ZWLA last week applied for direct access to the Constitutional Court in terms of the Constitution, after their seemingly endless pleas to have the section in question amended for the definition of marriage to include the unregistered marriage went unheeded.

The majority of nuptials in Zimbabwe are unregistered customary marriages, yet the meaning provided under the section which the women lawyers seek to impugn, has no provision for such marriages.

Under existing law, which a new marriage Bill still before Parliament seeks to rectify, a couple in a registered customary union cannot convert to a civil union, so most couples now decline to register their customary union to leave open the possibility that they can later get married in church or before a magistrate for a registered civil union.

In their application, ZWLA cited the Ministers of Justice, Legal and Parliamentary Affairs and of Women Affairs, Community, Small and Medium Enterprises Development, Zimbabwe Gender Commission, Zimbabwe Human Rights Commission and the National Council of Chiefs in its role as the custodian of traditional and customary laws.

Last week, three judges of the Constitutional Court, Justices Paddington Garwe, Rita Makarau and Anne-Mary Gowora, heard arguments from legal counsel of both parties and reserved judgment. ZWLA lawyer Advocate Choice Damiso instructed by Mrs Dorcas Atukwa submitted that their contention was that the definition of marriage provided for in Section 2 of the Act is unconstitutional for being inconsistent with the provisions of certain sections of the Constitution.

“In particular, the definition of a marriage provided for in Section 2 of the Matrimonial Causes Act is constitutionally invalid because it excludes unregistered customary marriages,” argued Adv Damiso. “To that extent, applicant therefore intends to file an application with the Constitutional Court seeking an order to declare the impugned section constitutionally invalid.”

Adv Damiso said the Marriage Bill is currently before Parliament and there were fears that the President will likely assent to the Bill without the definition in Section 2 of the Matrimonial Causes Act, which governs divorce and its aftermath, being addressed to include unregistered customary law marriages.

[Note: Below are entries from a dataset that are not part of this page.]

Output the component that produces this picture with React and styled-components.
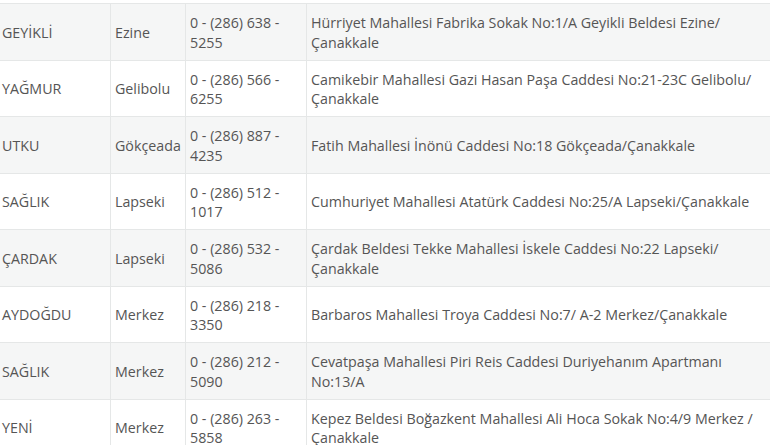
import React from 'react';
import styled, { createGlobalStyle } from 'styled-components';

const GlobalStyle = createGlobalStyle`
  html, body {
    margin: 0;
    padding: 0;
    background: #fff;
    overflow: hidden;
  }
  body {
    font-family: "Open Sans", "Liberation Sans", sans-serif;
  }
`;

const Wrapper = styled.div`
  width: 770px;
  height: 445px;
  overflow: hidden;
  padding-top: 3px;
  box-sizing: border-box;
`;

const Table = styled.table`
  border-collapse: collapse;
  table-layout: fixed;
  width: 774px;
  margin-left: -3px;
  font-size: 14.25px;
  line-height: 19.75px;
  color: #555;
`;

const Col = styled.col`
  width: ${(p) => (p.$w ? `${p.$w}px` : 'auto')};
`;

const Row = styled.tr`
  background: ${(p) => (p.$shaded ? '#f5f6f6' : '#fff')};
`;

const Cell = styled.td`
  border: 1px solid #e5e7e7;
  padding: 9px 4px 7px;
  vertical-align: middle;
  text-align: left;
`;

const rows = [
  ['GEYİKLİ', 'Ezine', '0 - (286) 638 - 5255', 'Hürriyet Mahallesi Fabrika Sokak No:1/A Geyikli Beldesi Ezine/ Çanakkale'],
  ['YAĞMUR', 'Gelibolu', '0 - (286) 566 - 6255', 'Camikebir Mahallesi Gazi Hasan Paşa Caddesi No:21-23C Gelibolu/ Çanakkale'],
  ['UTKU', 'Gökçeada', '0 - (286) 887 - 4235', 'Fatih Mahallesi İnönü Caddesi No:18 Gökçeada/Çanakkale'],
  ['SAĞLIK', 'Lapseki', '0 - (286) 512 - 1017', 'Cumhuriyet Mahallesi Atatürk Caddesi No:25/A Lapseki/Çanakkale'],
  ['ÇARDAK', 'Lapseki', '0 - (286) 532 - 5086', 'Çardak Beldesi Tekke Mahallesi İskele Caddesi No:22 Lapseki/ Çanakkale'],
  ['AYDOĞDU', 'Merkez', '0 - (286) 218 - 3350', 'Barbaros Mahallesi Troya Caddesi No:7/ A-2 Merkez/Çanakkale'],
  ['SAĞLIK', 'Merkez', '0 - (286) 212 - 5090', 'Cevatpaşa Mahallesi Piri Reis Caddesi Duriyehanım Apartmanı No:13/A'],
  ['YENİ', 'Merkez', '0 - (286) 263 - 5858', 'Kepez Beldesi Boğazkent Mahallesi Ali Hoca Sokak No:4/9 Merkez / Çanakkale'],
];

export default function App() {
  return (
    <>
      <GlobalStyle />
      <Wrapper>
        <Table>
          <colgroup>
            <Col $w={113} />
            <Col $w={75} />
            <Col $w={121} />
            <Col />
          </colgroup>
          <tbody>
            {rows.map((r, i) => (
              <Row key={i} $shaded={i % 2 === 0}>
                {r.map((c, j) => (
                  <Cell key={j}>{c}</Cell>
                ))}
              </Row>
            ))}
          </tbody>
        </Table>
      </Wrapper>
    </>
  );
}
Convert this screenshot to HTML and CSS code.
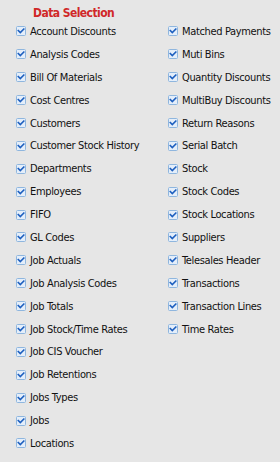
FILE: index.html
```html
<!DOCTYPE html>
<html>
<head>
<meta charset="utf-8">
<link rel="stylesheet" href="styles.css">
</head>
<body>
<div class="panel">
  <div class="title">Data Selection</div>
  <div class="cols">
    <ul class="col">
      <li><span class="cb"><svg viewBox="0 0 10 10"><rect x="0.5" y="0.5" width="9" height="9" rx="1" class="box"/><path d="M2.3 4.6 L4.3 6.6 L7.8 3.1" class="tick"/></svg></span>Account Discounts</li>
      <li><span class="cb"><svg viewBox="0 0 10 10"><rect x="0.5" y="0.5" width="9" height="9" rx="1" class="box"/><path d="M2.3 4.6 L4.3 6.6 L7.8 3.1" class="tick"/></svg></span>Analysis Codes</li>
      <li><span class="cb"><svg viewBox="0 0 10 10"><rect x="0.5" y="0.5" width="9" height="9" rx="1" class="box"/><path d="M2.3 4.6 L4.3 6.6 L7.8 3.1" class="tick"/></svg></span>Bill Of Materials</li>
      <li><span class="cb"><svg viewBox="0 0 10 10"><rect x="0.5" y="0.5" width="9" height="9" rx="1" class="box"/><path d="M2.3 4.6 L4.3 6.6 L7.8 3.1" class="tick"/></svg></span>Cost Centres</li>
      <li><span class="cb"><svg viewBox="0 0 10 10"><rect x="0.5" y="0.5" width="9" height="9" rx="1" class="box"/><path d="M2.3 4.6 L4.3 6.6 L7.8 3.1" class="tick"/></svg></span>Customers</li>
      <li><span class="cb"><svg viewBox="0 0 10 10"><rect x="0.5" y="0.5" width="9" height="9" rx="1" class="box"/><path d="M2.3 4.6 L4.3 6.6 L7.8 3.1" class="tick"/></svg></span>Customer Stock History</li>
      <li><span class="cb"><svg viewBox="0 0 10 10"><rect x="0.5" y="0.5" width="9" height="9" rx="1" class="box"/><path d="M2.3 4.6 L4.3 6.6 L7.8 3.1" class="tick"/></svg></span>Departments</li>
      <li><span class="cb"><svg viewBox="0 0 10 10"><rect x="0.5" y="0.5" width="9" height="9" rx="1" class="box"/><path d="M2.3 4.6 L4.3 6.6 L7.8 3.1" class="tick"/></svg></span>Employees</li>
      <li><span class="cb"><svg viewBox="0 0 10 10"><rect x="0.5" y="0.5" width="9" height="9" rx="1" class="box"/><path d="M2.3 4.6 L4.3 6.6 L7.8 3.1" class="tick"/></svg></span>FIFO</li>
      <li><span class="cb"><svg viewBox="0 0 10 10"><rect x="0.5" y="0.5" width="9" height="9" rx="1" class="box"/><path d="M2.3 4.6 L4.3 6.6 L7.8 3.1" class="tick"/></svg></span>GL Codes</li>
      <li><span class="cb"><svg viewBox="0 0 10 10"><rect x="0.5" y="0.5" width="9" height="9" rx="1" class="box"/><path d="M2.3 4.6 L4.3 6.6 L7.8 3.1" class="tick"/></svg></span>Job Actuals</li>
      <li><span class="cb"><svg viewBox="0 0 10 10"><rect x="0.5" y="0.5" width="9" height="9" rx="1" class="box"/><path d="M2.3 4.6 L4.3 6.6 L7.8 3.1" class="tick"/></svg></span>Job Analysis Codes</li>
      <li><span class="cb"><svg viewBox="0 0 10 10"><rect x="0.5" y="0.5" width="9" height="9" rx="1" class="box"/><path d="M2.3 4.6 L4.3 6.6 L7.8 3.1" class="tick"/></svg></span>Job Totals</li>
      <li><span class="cb"><svg viewBox="0 0 10 10"><rect x="0.5" y="0.5" width="9" height="9" rx="1" class="box"/><path d="M2.3 4.6 L4.3 6.6 L7.8 3.1" class="tick"/></svg></span>Job Stock/Time Rates</li>
      <li><span class="cb"><svg viewBox="0 0 10 10"><rect x="0.5" y="0.5" width="9" height="9" rx="1" class="box"/><path d="M2.3 4.6 L4.3 6.6 L7.8 3.1" class="tick"/></svg></span>Job CIS Voucher</li>
      <li><span class="cb"><svg viewBox="0 0 10 10"><rect x="0.5" y="0.5" width="9" height="9" rx="1" class="box"/><path d="M2.3 4.6 L4.3 6.6 L7.8 3.1" class="tick"/></svg></span>Job Retentions</li>
      <li><span class="cb"><svg viewBox="0 0 10 10"><rect x="0.5" y="0.5" width="9" height="9" rx="1" class="box"/><path d="M2.3 4.6 L4.3 6.6 L7.8 3.1" class="tick"/></svg></span>Jobs Types</li>
      <li><span class="cb"><svg viewBox="0 0 10 10"><rect x="0.5" y="0.5" width="9" height="9" rx="1" class="box"/><path d="M2.3 4.6 L4.3 6.6 L7.8 3.1" class="tick"/></svg></span>Jobs</li>
      <li><span class="cb"><svg viewBox="0 0 10 10"><rect x="0.5" y="0.5" width="9" height="9" rx="1" class="box"/><path d="M2.3 4.6 L4.3 6.6 L7.8 3.1" class="tick"/></svg></span>Locations</li>
    </ul>
    <ul class="col">
      <li><span class="cb"><svg viewBox="0 0 10 10"><rect x="0.5" y="0.5" width="9" height="9" rx="1" class="box"/><path d="M2.3 4.6 L4.3 6.6 L7.8 3.1" class="tick"/></svg></span>Matched Payments</li>
      <li><span class="cb"><svg viewBox="0 0 10 10"><rect x="0.5" y="0.5" width="9" height="9" rx="1" class="box"/><path d="M2.3 4.6 L4.3 6.6 L7.8 3.1" class="tick"/></svg></span>Muti Bins</li>
      <li><span class="cb"><svg viewBox="0 0 10 10"><rect x="0.5" y="0.5" width="9" height="9" rx="1" class="box"/><path d="M2.3 4.6 L4.3 6.6 L7.8 3.1" class="tick"/></svg></span>Quantity Discounts</li>
      <li><span class="cb"><svg viewBox="0 0 10 10"><rect x="0.5" y="0.5" width="9" height="9" rx="1" class="box"/><path d="M2.3 4.6 L4.3 6.6 L7.8 3.1" class="tick"/></svg></span>MultiBuy Discounts</li>
      <li><span class="cb"><svg viewBox="0 0 10 10"><rect x="0.5" y="0.5" width="9" height="9" rx="1" class="box"/><path d="M2.3 4.6 L4.3 6.6 L7.8 3.1" class="tick"/></svg></span>Return Reasons</li>
      <li><span class="cb"><svg viewBox="0 0 10 10"><rect x="0.5" y="0.5" width="9" height="9" rx="1" class="box"/><path d="M2.3 4.6 L4.3 6.6 L7.8 3.1" class="tick"/></svg></span>Serial Batch</li>
      <li><span class="cb"><svg viewBox="0 0 10 10"><rect x="0.5" y="0.5" width="9" height="9" rx="1" class="box"/><path d="M2.3 4.6 L4.3 6.6 L7.8 3.1" class="tick"/></svg></span>Stock</li>
      <li><span class="cb"><svg viewBox="0 0 10 10"><rect x="0.5" y="0.5" width="9" height="9" rx="1" class="box"/><path d="M2.3 4.6 L4.3 6.6 L7.8 3.1" class="tick"/></svg></span>Stock Codes</li>
      <li><span class="cb"><svg viewBox="0 0 10 10"><rect x="0.5" y="0.5" width="9" height="9" rx="1" class="box"/><path d="M2.3 4.6 L4.3 6.6 L7.8 3.1" class="tick"/></svg></span>Stock Locations</li>
      <li><span class="cb"><svg viewBox="0 0 10 10"><rect x="0.5" y="0.5" width="9" height="9" rx="1" class="box"/><path d="M2.3 4.6 L4.3 6.6 L7.8 3.1" class="tick"/></svg></span>Suppliers</li>
      <li><span class="cb"><svg viewBox="0 0 10 10"><rect x="0.5" y="0.5" width="9" height="9" rx="1" class="box"/><path d="M2.3 4.6 L4.3 6.6 L7.8 3.1" class="tick"/></svg></span>Telesales Header</li>
      <li><span class="cb"><svg viewBox="0 0 10 10"><rect x="0.5" y="0.5" width="9" height="9" rx="1" class="box"/><path d="M2.3 4.6 L4.3 6.6 L7.8 3.1" class="tick"/></svg></span>Transactions</li>
      <li><span class="cb"><svg viewBox="0 0 10 10"><rect x="0.5" y="0.5" width="9" height="9" rx="1" class="box"/><path d="M2.3 4.6 L4.3 6.6 L7.8 3.1" class="tick"/></svg></span>Transaction Lines</li>
      <li><span class="cb"><svg viewBox="0 0 10 10"><rect x="0.5" y="0.5" width="9" height="9" rx="1" class="box"/><path d="M2.3 4.6 L4.3 6.6 L7.8 3.1" class="tick"/></svg></span>Time Rates</li>
    </ul>
  </div>
</div>
</body>
</html>
```
FILE: styles.css
```css
html, body {
  margin: 0;
  padding: 0;
  background: #e6e6e6;
}
body {
  width: 280px;
  height: 462px;
  overflow: hidden;
  font-family: "DejaVu Sans Condensed", "DejaVu Sans", sans-serif;
  font-size: 11px;
  letter-spacing: -0.35px;
  color: #111111;
}
.panel {
  padding-left: 16px;
}
.title {
  height: 20px;
  line-height: 27px;
  padding-left: 17px;
  font-weight: bold;
  font-size: 12px;
  letter-spacing: -0.55px;
  color: #d02828;
}
.cols {
  display: grid;
  grid-template-columns: 152px 1fr;
}
.col {
  list-style: none;
  margin: 0;
  padding: 0;
}
.col li {
  height: 22.9px;
  display: flex;
  align-items: center;
  white-space: nowrap;
}
.cb {
  width: 10px;
  height: 10px;
  margin-right: 4px;
  display: flex;
}
.cb svg {
  width: 10px;
  height: 10px;
  display: block;
}
.box {
  fill: #e4eefa;
  stroke: #8fb6de;
  stroke-width: 1;
}
.tick {
  fill: none;
  stroke: #1d5fbf;
  stroke-width: 1.6;
  stroke-linecap: square;
}
```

However, lead judge, Justice Garwe questioned why the women lawyers were rushing to court when the Parliamentary processes were not yet completed and the Bill not passed into law.

The judge expressed the view that the application was not yet ripe for determination since the new Bill was still before Parliament.

But Adv Damiso argued that the application could not be regarded as premature given the long history of advocacy that has been undergone by her clients and other organisations to get the Minister of Justice, Legal and Parliamentary Affairs to introduce the necessary amendments in the definition of the Matrimonial Causes Act.

She brought to the attention of the court observations that have been made by the High Court in numerous cases calling for legislative reform on the marriage laws. The challenge to the provision, said Adv Damiso, was informed by a history of several efforts to include the unregistered customary marriages in the section in question, but to no avail.

Mrs Fortune Chimbaru of the Attorney General’s office acting for Ministers of Justice Legal and Parliamentary Affairs and Women Affairs Community and Small and Medium Enterprises Development conceded that the impugned provision should be amended to include unregistered customary law marriages under the definition of Marriage in the Act.

She, however, argued that ZWLA rushed to court prematurely, as the Bill was not yet passed into law and the women lawyers fears that the President will assent to the Bill in its present form without addressing their concerns were unjustified. It is the positions of ZWLA that that exclusion of such unions in the Matrimonial Causes Act amounts to the discrimination which the women lawyers argue is prohibited under section 56 of the Constitution.